Gazeteci-yazar Ali Bulaç: “Çok sakıncalı bir ifade olarak görüyorum. Çünkü Haşhaşiler bir yer altı teşkilatıdır. Bir suikast timidir. Başta devlet görevlilerini ve kamu görevlilerini hedef alan bir örgüttü. Ayrıca bunlar esrar aldıkları için ne yaptıklarını bilmezlerdi. Bugün hükümet ve bazı yazarlar tarafından bu cemaate, cemaat üyelerine hamlediliyor. Bu çok tehlikeli ve çok yanlış bir şeydir. Bu durumda cemaate mensup bütün insanlar haşhaş kullanan birer ‘Haşhaşi’ oluyor. Birer suikastçı, terörist oluyor. Bu, toplumda ciddi gerginliklere sebebiyet verebilir. Başbakan bunu nasıl kullandı, niye kullandı anlayamadım. Doğrusu çok garipsedim. Bu toplumda büyük bir huzursuzluk yaratır. İnsanların birbirine tavrını ve yaklaşımını değiştirir. Biri diğerine karşı tavır koymaya, hatta gardını almaya başlar. Bu çeşitli ihbar ve ispiyonlara yol açar. Belki de arkasından gelecek bir darbenin gerekçesi olarak dahi kullanılabilir. Ben bunu çok yanlış buldum ve gerçekten çok tedirginlik duydum.”

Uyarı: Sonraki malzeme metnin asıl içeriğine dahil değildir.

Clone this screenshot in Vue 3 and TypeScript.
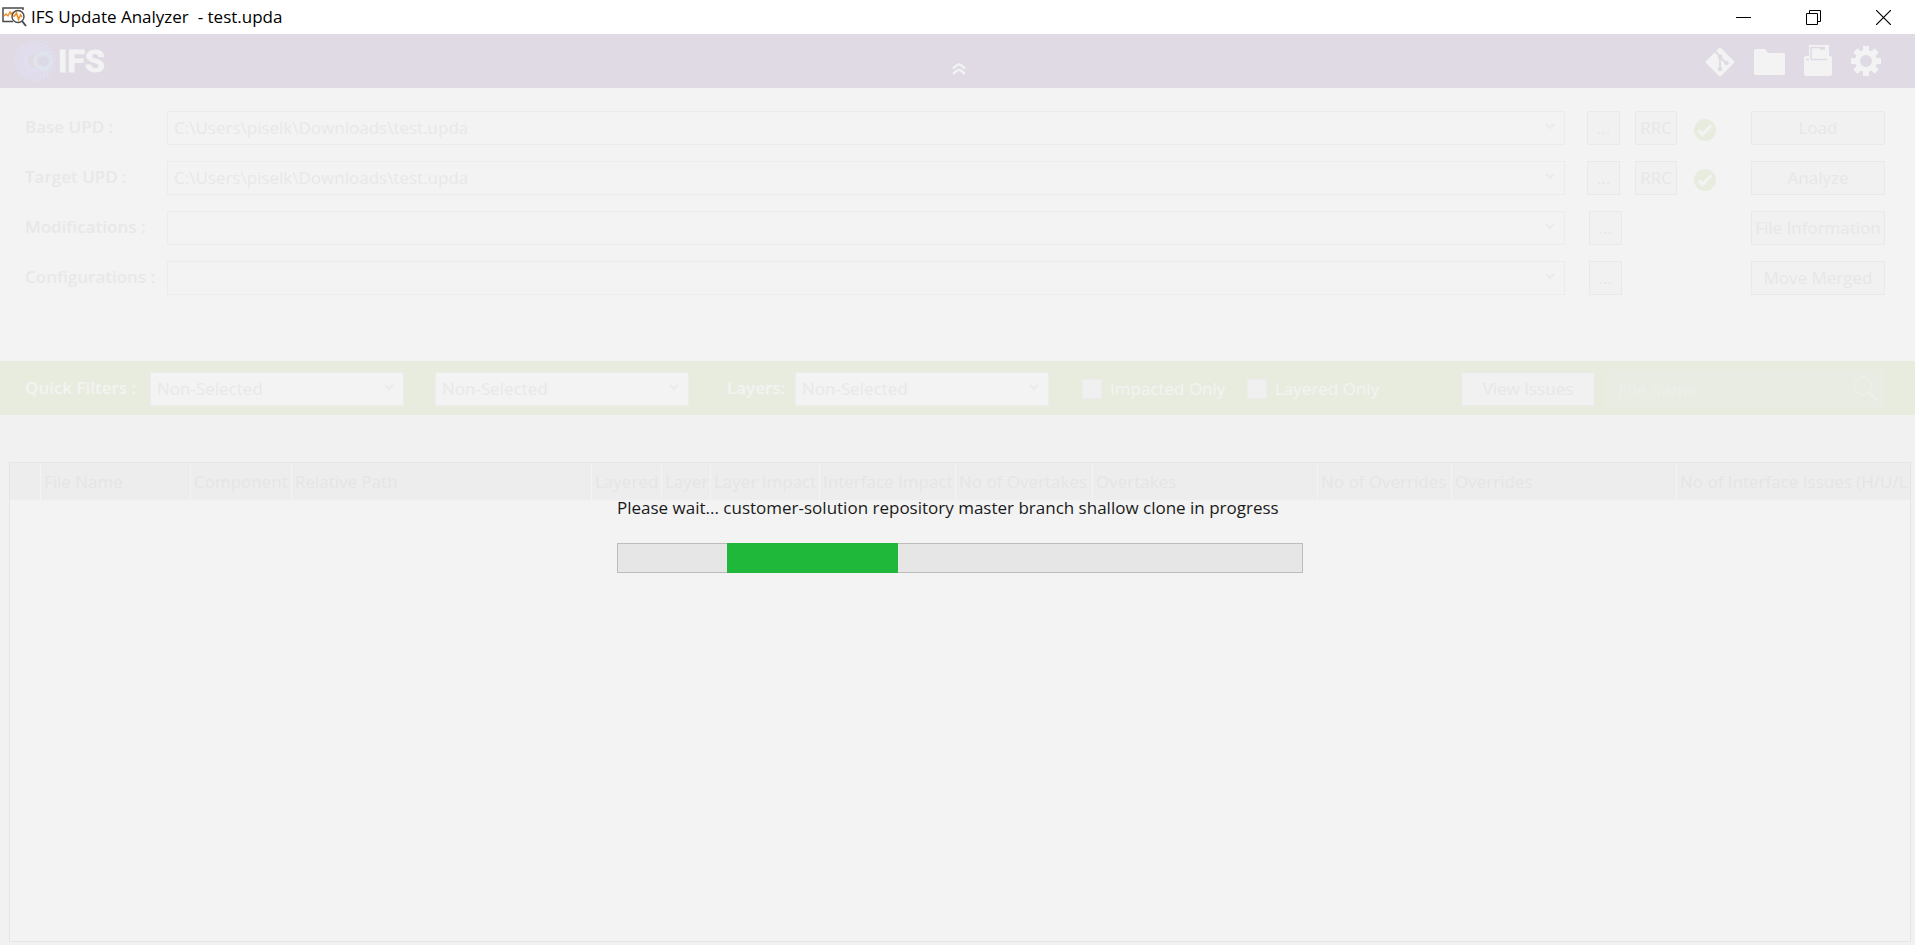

MHP Ankara Milletvekili Özcan Yeniçeri: “Başbakan, benim de dahil bu ülkedeki herkesin başbakanı. Ancak öyle davranmıyor. Başbakan’ın bölücü bir dilden ziyade birleştirici üslupla konuşması gerekir. PKK’nın Hizmet Hareketi’ni tanımlamak için kullandığı bütün argümanlara sarılıyor. Başbakan, terör örgütünü yanına alıp Hizmet Hareketi’ni ‘örgüt’ ilan ederek yeni bir ittifak arayışı içinde. Amacı hem Hizmet hareketi’ni PKK’dan boşalan örgüt kadrosuna dahil etmek hem de gündemi değiştirip yolsuzlukların üzerini örtmek. Tarihte Haşhaşilerin ve Hasan Sabbah’ın ne olduğu belli. Haşhaşiler tarihte Türk milletine karşı büyük provokasyonlara imza atmış bölücü bir örgüttür. Amacı, huzuru ve ülkeyi parçalamaktır. Hizmet Hareketi ise bu ülkede tamamen gönüllü duyarlılıkla ülkenin bölünmemesi için Güneydoğu başta olmak üzere Türkiye’nin dört bir yanında gençler terör örgütlerinin eline düşmesin diye çırpınan bir inisiyatiftir. Başbakan’ın iddiasının aksine bir örgüt değil, teröre karşı gençleri korumaya çalışan bir yapıdır. Bize göre ‘Haşhaşi’ bölücü olandır. Dolayısıyla Başbakan, Haşhaşi arıyorsa aynaya bakması yeterlidir.”